Just when it looked like Bangladeshi misery would continue ad infinitum came a gift from heaven for them in the form of Robert Mugabe. He ensured that the best Zimbabwe players who happened to be mostly white were out of the Zimbabwe national team. The resultant depleted team was so weak that its test status was temporarily revoked by ICC after heavy defeats against Sri Lanka in test matches in 2004. A few months later,Zimbabwe was once again allowed to play test cricket despite its rebel players continuing to stay out and the team remaining as weak at it was when they were being thrashed by Sri Lanka. And guess who it was against. It was against Bangladesh who for the first time faced a team which were more mediocre than themselves. Bangladesh helped themselves to their first test match win and also the first test series win.

Just how weak the Zimbabwe test team was emphasised when a much stronger Zimbabwe team ( bolstered by the return of Streak and Blignaut) lost to South Africa within two days. What it meant was that the Zimbabwe team that was defeated by Bangladesh was weaker than what they were when their test status was revoked. It meant that Bangladesh test victory was against a team which was far below test status. It was not even a first class team. Most probably it was a club level team. So we had a unique spectacle of a first class team(Bangladesh) playing a club team and the match being recognised as a test match. Much like a lightweight boxer beating a flyweight boxer and the authorities insisting that it was a bout in the heavyweight category.

The fact that Bangladesh test team was a no better than a first class level team masquerading as test team was being hidden away zealously by the BCB and ICC by carefully avoiding to play against first class teams.

After the win against Zimbabwe, the BCB themselves began to believe the myth that they themselves had perpetuated that they were a test nation. In their exuberance they requested to be accomodated in an Indian first class tournament and the BCCI agreed to their request by including them in Duleep trophy tournament.

BCB announced a "strong" BCB XI team for the Duleep trophy which raised protests from some Bangladeshi fans that BCB was unnecessarily giving so much importance to an ordinary Indian first class tournament. Some fans even suggested that BCB should have sent one of their weaker "first class" teams such as Chittagong division team for this Indian tournament. The Bangladeshi fans felt that winning the Indian tournament was easier than a walk in the park for their team.

When BCB XI faced East Zone, the weakest Zone in Indian cricket, it aws a massacre and the match was over in just over two days. And no, it was not the weakest zone of India which had lost. It was the "strong" BCB XI which lost by an innings and 90 odd runs. The match lasted 2 days only because the East Zone batsmen occupied more than one day. The 20 wickets of BCB XI fell in less than three sessions against a bowling attack, which is largely unknown outside their own zone.

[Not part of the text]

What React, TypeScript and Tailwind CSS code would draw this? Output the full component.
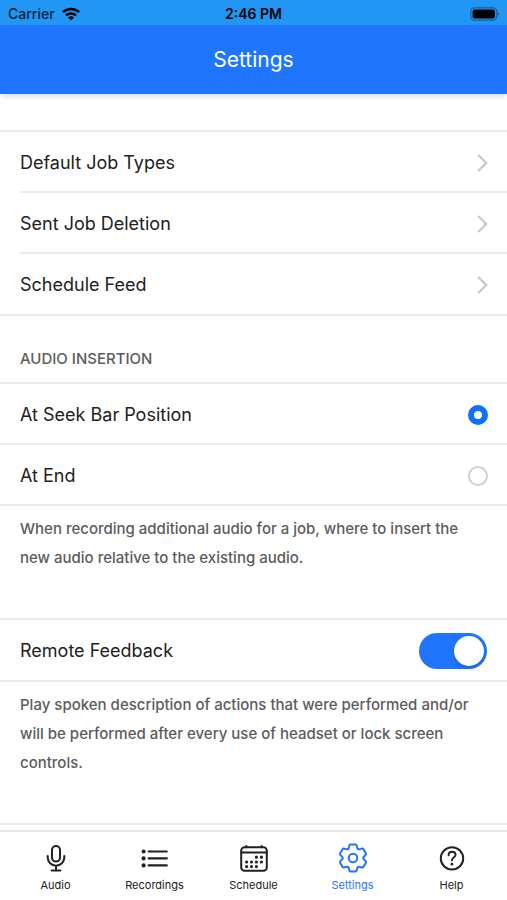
import { useState } from 'react';
import type { ReactNode } from 'react';

const linkRows = ['Default Job Types', 'Sent Job Deletion', 'Schedule Feed'];
const insertionOptions = ['At Seek Bar Position', 'At End'];

function MicIcon() {
  return (
    <svg viewBox="0 0 32 32" className="size-8" fill="none" stroke="currentColor" strokeWidth="2" strokeLinecap="round">
      <rect x="12" y="4" width="8" height="15.6" rx="4" />
      <path d="M7.7 14v1.4a8.3 8.3 0 0 0 16.6 0V14M16 24v4M11.6 28.4h8.8" />
    </svg>
  );
}

function ListIcon() {
  return (
    <svg viewBox="0 0 32 32" className="size-8" fill="none" stroke="currentColor" strokeWidth="2.1" strokeLinecap="round">
      <path d="M9.6 9.5h18.2M9.6 16.4h18.2M9.6 23.4h18.2" />
      <path d="M4.6 9.5h.01M4.6 16.4h.01M4.6 23.4h.01" strokeWidth="4.2" />
    </svg>
  );
}

function CalendarIcon() {
  return (
    <svg viewBox="0 0 32 32" className="size-8" fill="none" stroke="currentColor" strokeWidth="2" strokeLinecap="round">
      <rect x="3.2" y="5.2" width="25.6" height="23.6" rx="3.4" />
      <path d="M3.4 10.4h25.2M8.4 4v1.2M23.6 4v1.2" />
      <path
        d="M18.4 15.2h.01M23.4 15.2h.01M8.6 20h.01M13.5 20h.01M18.4 20h.01M23.4 20h.01M8.6 24.6h.01M13.5 24.6h.01M18.4 24.6h.01"
        strokeWidth="3.2"
      />
    </svg>
  );
}

function GearIcon() {
  return (
    <svg viewBox="-16 -16 32 32" className="size-8" fill="none" stroke="currentColor" strokeWidth="2" strokeLinecap="round">
      <circle r="4.3" />
      {[0, 60, 120, 180, 240, 300].map((angle) => (
        <path
          key={angle}
          transform={`rotate(${angle})`}
          d="M-5.2 -9C-4.2 -9.4 -3.9 -10.3 -3.8 -12Q-3.6 -13.5 -2.4 -13.5H2.4Q3.6 -13.5 3.8 -12C3.9 -10.3 4.2 -9.4 5.2 -9"
        />
      ))}
    </svg>
  );
}

function HelpIcon() {
  return (
    <svg viewBox="0 0 32 32" className="size-8" fill="none" stroke="currentColor" strokeWidth="2" strokeLinecap="round">
      <circle cx="16" cy="16.4" r="11.2" />
      <path d="M12.6 13.2c0-2.1 1.3-3.5 3.5-3.5s3.5 1.3 3.5 3.1c0 2.8-3.7 2.8-3.7 5.6" strokeWidth="1.9" />
      <path d="M15.9 22.2h.01" strokeWidth="2.7" />
    </svg>
  );
}

const tabs: { label: string; icon: ReactNode }[] = [
  { label: 'Audio', icon: <MicIcon /> },
  { label: 'Recordings', icon: <ListIcon /> },
  { label: 'Schedule', icon: <CalendarIcon /> },
  { label: 'Settings', icon: <GearIcon /> },
  { label: 'Help', icon: <HelpIcon /> },
];

function StatusBar() {
  return (
    <div className="grid h-[25px] grid-cols-3 items-center bg-[#2196f3] px-2 pt-0.5 text-sm text-[#04213f]">
      <div className="flex items-center gap-1.5">
        <span className="font-medium">Carrier</span>
        <svg viewBox="0 0 20 14" className="h-3.5 w-5 text-black" fill="none" stroke="currentColor" strokeWidth="2.5">
          <path d="M1.9 5.2a11.6 11.6 0 0 1 16.2 0M5 8.4a7.2 7.2 0 0 1 10 0" />
          <path d="M10 13.6 7 10.6a4.3 4.3 0 0 1 6 0z" fill="currentColor" stroke="none" />
        </svg>
      </div>
      <span className="text-center font-semibold text-black">2:46 PM</span>
      <svg viewBox="0 0 30 14" className="h-3.5 w-[30px] justify-self-end">
        <rect x="1.8" y="0.8" width="26" height="12.4" rx="3.6" fill="none" stroke="#14609f" strokeWidth="1.2" />
        <rect x="3.6" y="2.6" width="22.4" height="8.8" rx="2" />
        <path d="M28.8 5v4q1.2-.6 1.2-2t-1.2-2z" fill="#14609f" />
      </svg>
    </div>
  );
}

export default function App() {
  const [insertion, setInsertion] = useState(insertionOptions[0]);
  const [feedback, setFeedback] = useState(true);
  const [activeTab, setActiveTab] = useState('Settings');

  return (
    <div className="flex min-h-screen flex-col bg-white font-['Inter','Liberation_Sans',sans-serif] text-[#212121]">
      <header className="shadow-md">
        <StatusBar />
        <div className="flex h-[69px] items-center justify-center bg-[#1f75fe]">
          <h1 className="text-[21px] text-white">Settings</h1>
        </div>
      </header>

      <main className="grow pt-9">
        <ul className="border-y-2 border-[#ebebeb]">
          {linkRows.map((label) => (
            <li key={label} className="group pl-5">
              <a
                href="#"
                className="flex h-[61px] items-center justify-between border-b-2 border-[#ebebeb] pt-0.5 pr-[18px] text-lg group-last:h-[60px] group-last:border-b-0"
              >
                {label}
                <svg viewBox="0 0 12 20" className="h-5 w-3" fill="none" stroke="#c7c7cc" strokeWidth="2.2">
                  <path d="M1.2 2 9.2 10l-8 8" />
                </svg>
              </a>
            </li>
          ))}
        </ul>

        <fieldset>
          <legend className="flex h-[66px] w-full items-center pt-5 pl-5 text-[15px] font-medium text-[#5c5c5c]">
            AUDIO INSERTION
          </legend>
          <div className="border-t-2 border-[#ebebeb]">
            {insertionOptions.map((option) => (
              <label
                key={option}
                className="flex h-[61px] items-center justify-between border-b-2 border-[#ebebeb] pt-0.5 pr-[19px] pl-5 text-lg"
              >
                {option}
                <input
                  type="radio"
                  name="insertion"
                  checked={insertion === option}
                  onChange={() => setInsertion(option)}
                  className="size-5 appearance-none rounded-full border-2 border-[#cfcfcf] checked:border-6 checked:border-[#1170fb]"
                />
              </label>
            ))}
          </div>
        </fieldset>
        <p className="px-5 pt-2 pb-[46px] text-[15px] leading-[29px] font-medium text-[#5c5c5c]">
          When recording additional audio for a job, where to insert the new audio relative to the existing audio.
        </p>

        <label className="flex h-16 items-center justify-between border-y-2 border-[#ebebeb] px-5 pt-0.5 text-lg">
          Remote Feedback
          <input
            type="checkbox"
            role="switch"
            checked={feedback}
            onChange={() => setFeedback(!feedback)}
            className="h-9 w-[68px] appearance-none rounded-full bg-[#e5e5ea] p-[3px] before:block before:size-[30px] before:rounded-full before:bg-white before:shadow-md checked:bg-[#1f75fe] checked:before:ml-8"
          />
        </label>
        <p className="border-b-2 border-[#ebebeb] px-5 pt-2 pb-[46px] text-[15px] leading-[29px] font-medium text-[#5c5c5c]">
          Play spoken description of actions that were performed and/or will be performed after every use of headset
          or lock screen controls.
        </p>
      </main>

      <nav className="grid grid-cols-5 border-t-2 border-[#e6e6e6] px-1.5 pt-2.5 pb-[7px]">
        {tabs.map(({ label, icon }) => (
          <button
            key={label}
            onClick={() => setActiveTab(label)}
            className={`flex flex-col items-center gap-[3px] text-[11px] leading-4 ${activeTab === label ? 'text-[#1f75fe]' : 'text-[#212121]'}`}
          >
            {icon}
            {label}
          </button>
        ))}
      </nav>
    </div>
  );
}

As soon as the BCB XI lost, the concerned officials were galvanised in damage control who now insisted that this BCB XI was not really a strong team rather it was a very weak team, only the fourth string team of Bangladesh.If it was such a weak team despite the presence of half their test top and middle order then what explained their cockiness prior to the tournament was not explained. Also, it is a mystery what Dave Whatmore, the coach of their national team was doing accompanying this fourth string team. Also, why the BCB abused the fine gesture of BCCI by sending their fourth string team to the premium first class tournament of Indian cricket is as yet not explained by the BCB.

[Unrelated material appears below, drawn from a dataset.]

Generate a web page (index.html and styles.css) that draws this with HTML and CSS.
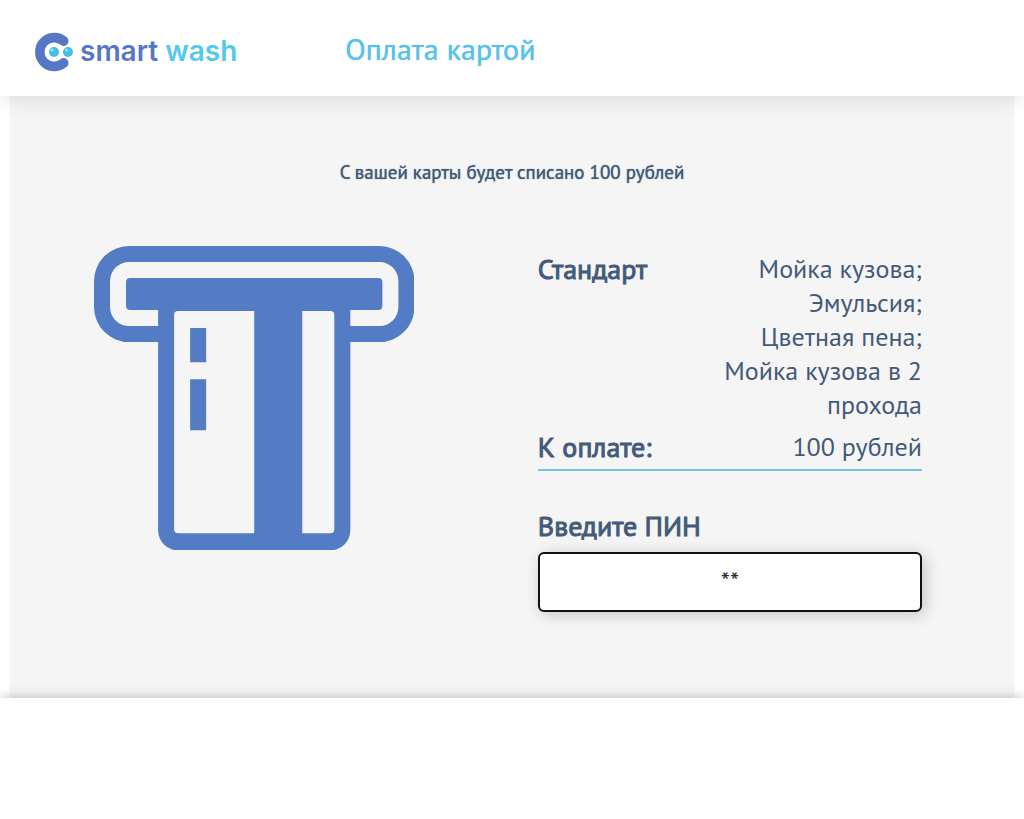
FILE: index.html
```html
<!DOCTYPE html>
<html lang="ru">
<head>
    <meta charset="UTF-8">
    <meta name="viewport" content="width=device-width, initial-scale=1.0">
    <title>Оплата картой</title>
    <link rel="stylesheet" href="styles.css">
</head>
<body>
    <header class="header">
        <a class="logo" href="#">
            <svg class="logo-icon" viewBox="0 0 40 40" aria-hidden="true">
                <path d="M29.5 9A14.3 14.3 0 1 0 29.5 31" fill="none" stroke="#5577c5" stroke-width="10" stroke-linecap="round"/>
                <circle cx="20" cy="20" r="9.5" fill="#fff"/>
                <circle cx="34" cy="20" r="6.5" fill="#fff"/>
                <circle cx="20" cy="20" r="5" fill="#45bfe8"/>
                <circle cx="34" cy="20" r="5" fill="#45bfe8"/>
                <circle cx="18" cy="18" r="1.5" fill="#9be2f7"/>
                <circle cx="32.5" cy="18" r="1.5" fill="#9be2f7"/>
            </svg>
            <span class="logo-text">smart <span class="logo-accent">wash</span></span>
        </a>
        <h1 class="title">Оплата картой</h1>
    </header>

    <main class="main">
        <p class="message">С вашей карты будет списано 100 рублей</p>
        <div class="payment">
            <svg class="card-image" viewBox="0 0 320 304" fill="#537cc5" aria-hidden="true">
                <path fill-rule="evenodd" d="M35 0H285A35 35 0 0 1 320 35V61A35 35 0 0 1 285 96H256V284A20 20 0 0 1 236 304H84A20 20 0 0 1 64 284V96H35A35 35 0 0 1 0 61V35A35 35 0 0 1 35 0ZM35 16A19 19 0 0 0 16 35V61A19 19 0 0 0 35 80H64V64H36A4 4 0 0 1 32 60V36A4 4 0 0 1 36 32H284A4 4 0 0 1 288 36V60A4 4 0 0 1 284 64H256V80H285A19 19 0 0 0 304 61V35A19 19 0 0 0 285 16ZM84 65A4 4 0 0 0 80 69V283A4 4 0 0 0 84 287H160V65ZM208 65V287H236A4 4 0 0 0 240 283V69A4 4 0 0 0 236 65Z"/>
                <path d="M96 82H112V116H96ZM96 133H112V184H96Z"/>
            </svg>
            <form class="details">
                <div class="row">
                    <span class="label">Стандарт</span>
                    <span class="value">Мойка кузова;<br>Эмульсия;<br>Цветная пена;<br>Мойка кузова в 2 прохода</span>
                </div>
                <div class="row total">
                    <span class="label">К оплате:</span>
                    <span class="value">100 рублей</span>
                </div>
                <label class="label" for="pin">Введите ПИН</label>
                <input class="pin" id="pin" type="text" value="**" maxlength="4" autocomplete="off">
            </form>
        </div>
    </main>

    <footer class="footer"></footer>
</body>
</html>
```
FILE: styles.css
```css
* { box-sizing: border-box; }
html, body { height: 100%; margin: 0; padding: 0; }
body { display: flex; flex-direction: column; background-color: #ffffff; color: #435a78; font-family: "PT Sans", "Noto Sans", sans-serif; }
.header { position: relative; z-index: 1; display: flex; align-items: center; gap: 108px; padding: 20px 34px 12px; min-height: 96px; background-color: #ffffff; box-shadow: 0 0 24px rgba(0, 0, 0, 0.14); }
.logo { display: flex; align-items: center; gap: 6px; color: #5577c5; text-decoration: none; }
.logo-icon { width: 40px; height: 40px; }
.logo-text { padding-bottom: 2px; font-family: Inter, sans-serif; font-size: 28px; line-height: 32px; font-weight: 600; }
.logo-accent { color: #55c8ed; }
.title { margin: 0; padding-bottom: 6px; color: #5ac1e8; font-size: 30px; line-height: 40px; font-weight: 500; text-shadow: 0 0 1px currentColor; }
.main { margin: 0 10px; padding: 64px 0 86px; background-color: #f5f5f5; }
.message { margin: 0 0 62px; font-size: 19px; line-height: 24px; font-weight: 500; text-align: center; text-shadow: 0 0 1px currentColor; }
.payment { display: flex; align-items: flex-start; justify-content: space-between; padding: 0 92px 0 84px; }
.card-image { width: 38.7%; height: auto; }
.details { display: flex; flex-direction: column; width: 46.4%; padding-top: 6px; }
.row { display: flex; justify-content: space-between; gap: 20px; }
.label { font-size: 28px; line-height: 34px; font-weight: 500; -webkit-text-stroke: 1px; }
.value { max-width: 200px; font-size: 26px; line-height: 34px; text-align: right; }
.total { margin: 8px 0 38px; padding-bottom: 5px; border-bottom: 2px solid #70c8db; }
.pin { width: 100%; height: 60px; margin-top: 9px; padding: 0 10px 4px; border: 2px solid #111111; border-radius: 6px; background-color: #ffffff; box-shadow: 3px 3px 16px rgba(0, 0, 0, 0.2); color: #222222; font-family: inherit; font-size: 26px; text-align: center; outline: none; }
.footer { position: relative; z-index: 1; flex: 1; background-color: #ffffff; box-shadow: 0 0 12px rgba(0, 0, 0, 0.25); }
```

In the next match against the Central Zone, which was a third string central zone side according to the yardstick of Bangladeshi officials( since it missed three of its top players), Central Zone soon had the BCB XI bundled out for less than 150 in pursuit of 351, but inexplicably, instead of enforcing follow on and crushing the visitors on the third day itself, the central zone skipper took upon himself the responsibility to ensure that the BCB XI did not lose the match. Despite his best efforts, BCB XI were still on the verge of a big defeat. Just when another big defeat appeared certain, the Central Zone skipper agreed to a draw with plenty of time still left in the match.

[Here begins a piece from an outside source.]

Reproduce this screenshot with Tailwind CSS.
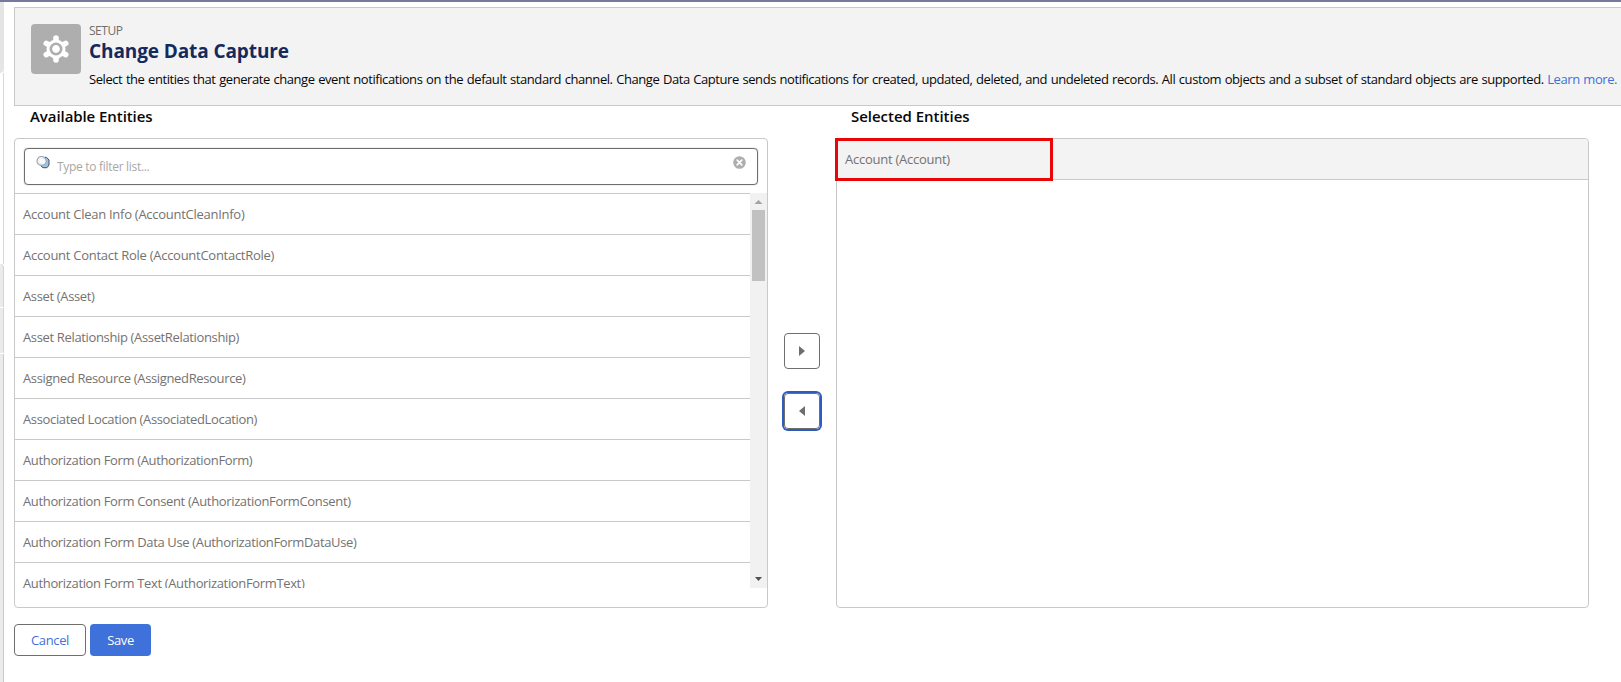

The BCB are at great pains to explain that this team was not a very strong one. When we look at the names, we find that in batting, BCB XI contained almost every batting name that does duty for them in tests. They were missing Omar as opener and Basher in the middle order. Saleh was also missing due to sickness. It is difficult to understand what difference Omar and Saleh would have brought to the batting. Even Bashar may not have made much of a difference when the test team regulars like Ashraful, Nafis Iqbal and Aftab Ahmad came cropper against bowlers who were the weakest among all the Indian bowlers on view in this tournament. Of course the BCB bowling was not the same as their test bowling but then even their test bowlers seldom bowl the opposition out for less than 500 runs.Most likely the full Bangladeshi test team would have lost too.

And it is this suggestion that the weakest first class zones of Indian cricket can beat the Bangladeshi test team by an innings is prompting the BCB to go into the damage control mode and that is why they are taking such pains to suggest that this team was no where near their test team.

Well, one can fully agree. In fact one can go one step further and say that this team was not not a test class team, it was not even a first class team. It was a club team that on a good day( when stars are in their right positions andpigs are flying in formation) can become a first class team. The presence of the test match regulars would have raised it from the level of being a club team and would have made it a first class team. It would not have made it a test team because as we have seen, the Bangladeshi test players come up from a domestic setup which actually is a club set up masquerading as a first class setup. Even the best that the Bangladeshi setup throws up( and do not tell us that the BCB XI players were not the best of their country) are at best of first class standard and no more.

It was the first time the Bangladeshi top(test class by their standard) players played in a proper first class tournament and their true calibre was ruthlessly exposed. If they continue to play against some true first class teams( instead of their sham first class teams or against the second strings of second XIs of Australian, English and South African first class teams), this fact will further get confirmed that these players who claim to be test cricketers cannot compete even against first class teams.

So, in effect one can say that the Bangladeshi test team is not a first class team masquerading as a test team, it is in fact, a club team masquerading as a test team. A club team can realistically aspire to be a first class team, but a club team aspiring to be a test team is pure science fiction. So the truth is much bitter than what we were being told all these years by ICC and BCB. The Bangladeshi test team does not belong to the second tier. In fact, it does not even belong to first class cricket. Let them prove themselves to be a first class team first before we can even talk of them as a test nation ( of whatever tier).